>> Begin DATA SHOWN

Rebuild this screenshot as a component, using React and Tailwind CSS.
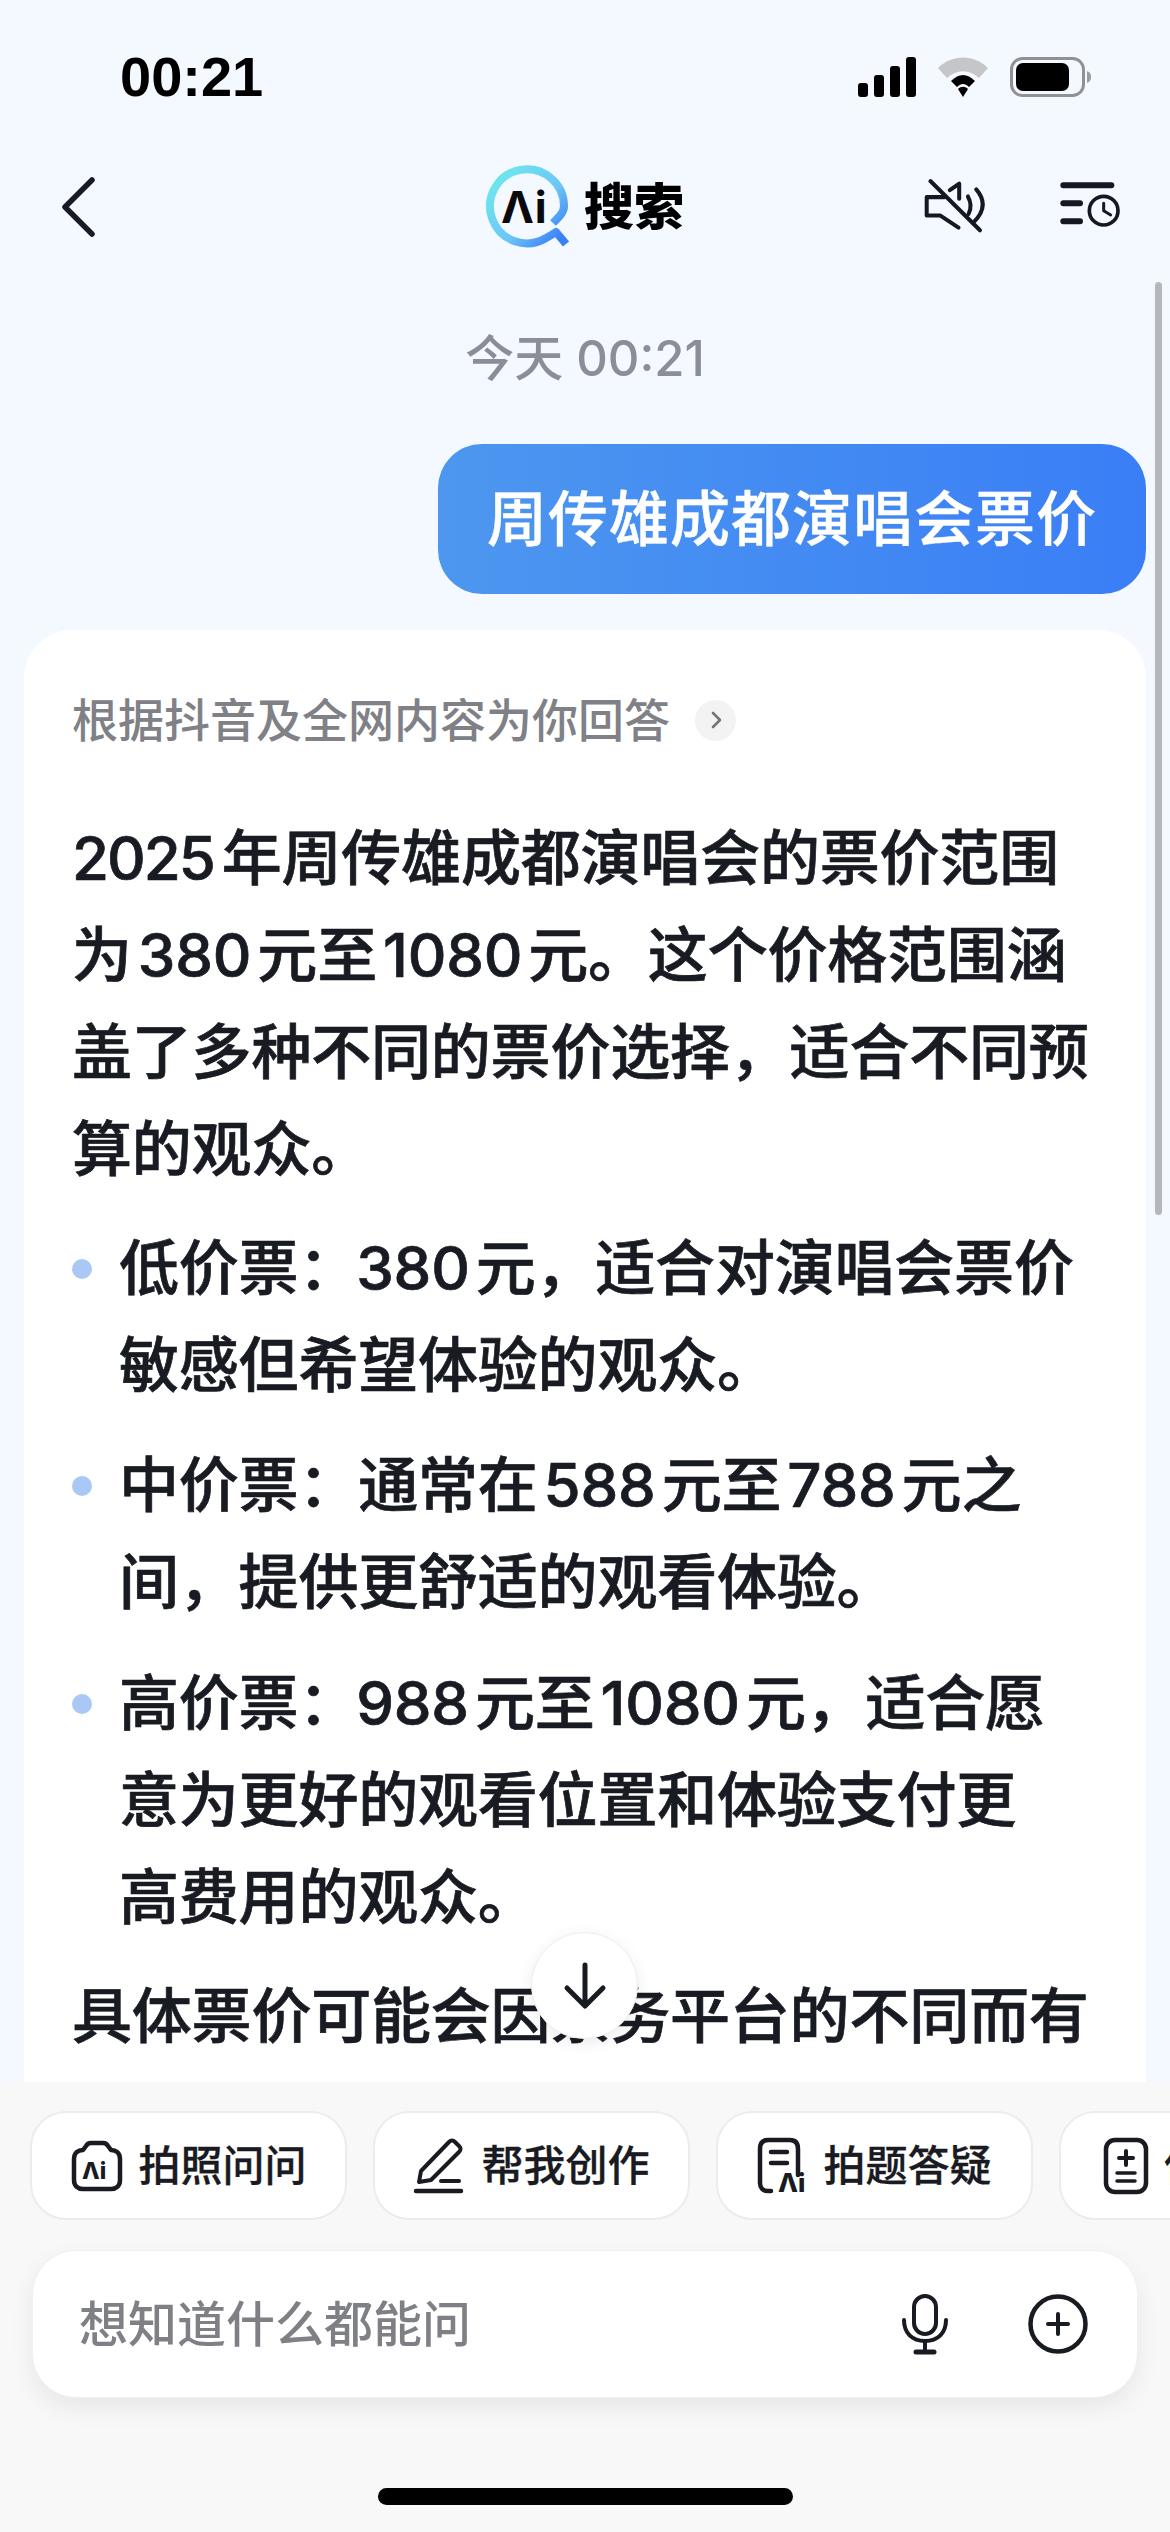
import React from "react";

const FONT = "[font-family:Inter,'Noto_Sans_CJK_SC',sans-serif]";

function N({ children, after }) {
  return <span className={after ? "ml-[-2px] mr-[6px]" : "mx-[6px]"}>{children}</span>;
}

function Line({ children }) {
  return <div className="h-[97px] whitespace-nowrap tracking-[-0.2px]">{children}</div>;
}

function Bullet({ lines }) {
  return (
    <div className="flex">
      <div className="w-[47px] shrink-0 pt-[39px]">
        <div className="h-[20px] w-[20px] rounded-full bg-[#a9c8f6]" />
      </div>
      <div>
        {lines.map((l, i) => (
          <Line key={i}>{l}</Line>
        ))}
      </div>
    </div>
  );
}

function Logo() {
  return (
    <svg width="92" height="92" viewBox="0 0 92 92" fill="none">
      <defs>
        <linearGradient id="lg" x1="0.1" y1="0.2" x2="0.9" y2="0.95">
          <stop offset="0" stopColor="#6ee3ee" />
          <stop offset="0.55" stopColor="#6cc6f6" />
          <stop offset="1" stopColor="#3a80f6" />
        </linearGradient>
      </defs>
      <path
        d="M71 63 C78 56 82 52 82 46 A37 37 0 1 0 64 78 C68 76 71 74 74 72 L84 84"
        stroke="url(#lg)"
        strokeWidth="8"
        strokeLinejoin="round"
      />
      <text x="19" y="63" fontFamily="Inter, sans-serif" fontWeight="700" fontSize="44" letterSpacing="1" fill="#0a0a0c">Λi</text>
    </svg>
  );
}

function Chip({ icon, label, gap }) {
  return (
    <div className={`flex h-[109px] w-[317px] shrink-0 items-center justify-center rounded-[36px] border-2 border-[#ececec] bg-white text-[42px] font-medium text-[#1a1b22] [-webkit-text-stroke:0.3px_#1a1b22] ${gap}`}>
      {icon}
      <span className="whitespace-nowrap">{label}</span>
    </div>
  );
}

export default function App() {
  return (
    <div className={`relative flex h-[2532px] w-[1170px] flex-col overflow-hidden bg-[#f4f8ff] ${FONT}`}>
      {/* status bar */}
      <div className="flex h-[154px] shrink-0 items-center justify-between pl-[120px] pr-[78px]">
        <span className="text-[56px] font-bold text-black [font-family:'Liberation_Sans',sans-serif]">00:21</span>
        <div className="flex items-center gap-[22px]">
          <svg width="58" height="40" viewBox="0 0 58 40" fill="#000">
            <rect x="0" y="26" width="10" height="14" rx="3" />
            <rect x="16" y="18" width="10" height="22" rx="3" />
            <rect x="32" y="9" width="10" height="31" rx="3" />
            <rect x="48" y="0" width="10" height="40" rx="3" />
          </svg>
          <svg width="50" height="40" viewBox="0 0 50 40" fill="none">
            <path d="M0 11 C14 -3 36 -3 50 11 L41 21 C31 12 19 12 9 21 Z" fill="#c4c6c8" />
            <path d="M13 24 C21 16 29 16 37 24 L31 30 C27 26 23 26 19 30 Z" fill="#000" />
            <path d="M20 32 C23 29 27 29 30 32 L25 40 Z" fill="#000" />
          </svg>
          <svg width="82" height="40" viewBox="0 0 82 40" fill="none">
            <rect x="1.5" y="1.5" width="72" height="37" rx="11" stroke="#8f9194" strokeWidth="3" />
            <rect x="6" y="6" width="53" height="28" rx="7" fill="#000" />
            <path d="M77 14 C80 15 81 17 81 20 C81 23 80 25 77 26 Z" fill="#9a9c9f" />
          </svg>
        </div>
      </div>

      {/* nav */}
      <div className="relative flex h-[102px] shrink-0 items-center justify-between pl-[60px] pr-[47px]">
        <svg className="mt-[3px]" width="36" height="62" viewBox="0 0 36 62" fill="none">
          <path d="M32 4 L5 31 L32 58" stroke="#191b22" strokeWidth="5.5" strokeLinecap="round" strokeLinejoin="round" />
        </svg>
        <div className="absolute left-[482px] top-[6px] flex items-center gap-[10px]">
          <Logo />
          <span className="pt-[2px] text-[50px] font-black leading-none text-black">搜索</span>
        </div>
        <div className="flex items-center gap-[70px]">
          <svg width="67" height="57" viewBox="120 85 200 170" fill="none" stroke="#161820" strokeWidth="12" strokeLinecap="round" strokeLinejoin="round">
            <path d="M148 97 L296 244" />
            <path d="M190 145 H137 V200 H178 L232 236" />
            <path d="M206 124 L234 105 V150" />
            <path d="M260 143 Q275 170 262 195" />
            <path d="M285 122 Q328 172 275 222" />
          </svg>
          <svg width="65" height="50" viewBox="530 100 195 150" fill="none" stroke="#161820" strokeLinecap="round">
            <path d="M546 116 H690" strokeWidth="18" />
            <path d="M546 170 H596" strokeWidth="18" />
            <path d="M546 224 H596" strokeWidth="18" />
            <circle cx="667" cy="192" r="43" strokeWidth="11" />
            <path d="M667 170 V192 L688 205" strokeWidth="9" strokeLinejoin="round" />
          </svg>
        </div>
      </div>

      {/* conversation */}
      <div className="relative min-h-0 flex-1 overflow-hidden">
        <div className="pt-[72px]">
          <div className="flex h-[60px] items-center justify-center text-[49px] font-medium leading-none text-[#8b8e95]">今天 00:21</div>
          <div className="mt-[56px] flex justify-end pr-[24px]">
            <div className="flex h-[150px] w-[708px] items-center justify-center rounded-[44px] bg-gradient-to-r from-[#4d97ef] to-[#3a7ef6] text-[60px] font-medium tracking-[1px] text-white [-webkit-text-stroke:0.4px_#ffffff]">
              周传雄成都演唱会票价
            </div>
          </div>
          <div className="mx-[24px] mt-[36px] rounded-[48px] bg-white pb-[200px] pl-[48px] pr-[24px] pt-[60px] text-[60px] font-medium leading-[97px] text-[#191b23]">
            <div className="flex h-[60px] items-center gap-[25px]">
              <span className="whitespace-nowrap text-[46px] font-medium leading-none text-[#808187]">根据抖音及全网内容为你回答</span>
              <span className="flex h-[41px] w-[41px] items-center justify-center rounded-full bg-[#f3f3f4]">
                <svg width="14" height="20" viewBox="0 0 14 20" fill="none">
                  <path d="M4 3 L11 10 L4 17" stroke="#73757b" strokeWidth="2.6" strokeLinecap="round" strokeLinejoin="round" />
                </svg>
              </span>
            </div>
            <div className="[-webkit-text-stroke:0.7px_#191b23]">
              <div className="mt-[60px]">
                <Line><span className="tracking-[-2px]">2025</span><span className="ml-[8px]">年周传雄成都演唱会的票价范围</span></Line>
                <Line>为<N>380</N>元至<N>1080</N>元。这个价格范围涵</Line>
                <Line>盖了多种不同的票价选择，适合不同预</Line>
                <Line>算的观众。</Line>
              </div>
              <div className="mt-[22px]">
                <Bullet lines={[<>低价票：<N after>380</N>元，适合对演唱会票价</>, "敏感但希望体验的观众。"]} />
              </div>
              <div className="mt-[23px]">
                <Bullet lines={[<>中价票：通常在<N>588</N>元至<N>788</N>元之</>, "间，提供更舒适的观看体验。"]} />
              </div>
              <div className="mt-[24px]">
                <Bullet lines={[<>高价票：<N after>988</N>元至<N>1080</N>元，适合愿</>, "意为更好的观看位置和体验支付更", "高费用的观众。"]} />
              </div>
              <div className="mt-[22px]">
                <Line>具体票价可能会因票务平台的不同而有</Line>
              </div>
            </div>
          </div>
        </div>

        {/* scroll indicator */}
        <div className="absolute left-[1155px] top-[26px] h-[933px] w-[7px] rounded-full bg-[#b4b7bc]" />

        {/* jump to bottom */}
        <div className="absolute left-[531px] top-[1676px] flex h-[107px] w-[107px] items-center justify-center rounded-full border border-[#eeeeee] bg-white shadow-[0_4px_16px_rgba(0,0,0,0.08)]">
          <svg width="46" height="50" viewBox="0 0 46 50" fill="none">
            <path d="M23 4 V44 M5 27 L23 45 L41 27" stroke="#191b22" strokeWidth="5" strokeLinecap="round" strokeLinejoin="round" />
          </svg>
        </div>
      </div>

      {/* bottom panel */}
      <div className="h-[450px] shrink-0 bg-[#f8f8f8] pt-[29px]">
        <div className="flex gap-[26px] overflow-hidden pl-[30px]">
          <Chip
            gap="gap-[14px]"
            label="拍照问问"
            icon={
              <svg width="54" height="54" viewBox="0 0 54 54" fill="none">
                <path d="M4 20 C4 14 8 11 13 11 L16 7 C17 5 19 4 21 4 H33 C35 4 37 5 38 7 L41 11 C46 11 50 14 50 20 V41 C50 47 46 50 41 50 H13 C8 50 4 47 4 41 Z" stroke="#1a1b22" strokeWidth="4.5" strokeLinejoin="round" />
                <text x="12" y="40" fontFamily="Inter, sans-serif" fontWeight="800" fontSize="23" fill="#1a1b22" stroke="none">Λi</text>
              </svg>
            }
          />
          <Chip
            gap="gap-[14px]"
            label="帮我创作"
            icon={
              <svg width="54" height="58" viewBox="0 0 54 58" fill="none" stroke="#1a1b22" strokeLinecap="round" strokeLinejoin="round">
                <path d="M8 34 L36 5 C38 3 40 3 42 5 L46 9 C48 11 48 13 46 15 L18 43 L6 45 Z" strokeWidth="4" />
                <path d="M28 44 H46" strokeWidth="4" />
                <path d="M3 54 H48" strokeWidth="4.5" />
              </svg>
            }
          />
          <Chip
            gap="gap-[8px]"
            label="拍题答疑"
            icon={
              <svg width="58" height="58" viewBox="0 0 58 58" fill="none" stroke="#1a1b22" strokeLinecap="round" strokeLinejoin="round">
                <path d="M14 54 H11 C6 54 3 51 3 46 V12 C3 6 6 3 11 3 H33 C38 3 41 6 41 12 V38" strokeWidth="4.5" />
                <path d="M14 15 H30 M14 26 H30" strokeWidth="4.5" />
                <text x="21" y="55" fontFamily="Inter, sans-serif" fontWeight="800" fontSize="26" fill="#1a1b22" stroke="none">Λi</text>
              </svg>
            }
          />
          <Chip
            gap="gap-[14px]"
            label="作业批改"
            icon={
              <svg width="46" height="58" viewBox="0 0 46 58" fill="none" stroke="#1a1b22" strokeLinecap="round">
                <rect x="3" y="3" width="40" height="52" rx="9" strokeWidth="4.5" />
                <path d="M23 14 V28 M16 21 H30" strokeWidth="4" />
                <path d="M14 36 H32 M14 44 H32" strokeWidth="3.5" />
              </svg>
            }
          />
        </div>

        <div className="ml-[32px] mt-[30px] flex h-[148px] w-[1106px] items-center justify-between rounded-[44px] border border-[#f0f0f0] bg-white pl-[46px] pr-[49px] shadow-[0_10px_24px_rgba(0,0,0,0.07)]">
          <span className="text-[49px] font-medium leading-none text-[#7f8085]">想知道什么都能问</span>
          <div className="flex items-center gap-[79px]">
            <svg width="48" height="62" viewBox="0 0 48 62" fill="none" stroke="#191b22" strokeLinecap="round">
              <rect x="13" y="3" width="22" height="38" rx="11" strokeWidth="4" />
              <path d="M3 27 C3 40 11 48 24 48 C37 48 45 40 45 27" strokeWidth="4" />
              <path d="M24 48 V58" strokeWidth="4" />
              <path d="M15 59 H33" strokeWidth="5" />
            </svg>
            <svg width="60" height="60" viewBox="0 0 60 60" fill="none" stroke="#191b22" strokeLinecap="round">
              <circle cx="30" cy="30" r="27.5" strokeWidth="4.5" />
              <path d="M30 20 V40 M20 30 H40" strokeWidth="4" />
            </svg>
          </div>
        </div>

        <div className="ml-[378px] mt-[90px] h-[17px] w-[415px] rounded-full bg-black" />
      </div>
    </div>
  );
}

>> End DATA SHOWN

_WORK REQUIRED_
Where a line holds "React", copy it out.

_EXERCISE OUTPUT_
Rebuild this screenshot as a component, using React and Tailwind CSS.
import React from "react";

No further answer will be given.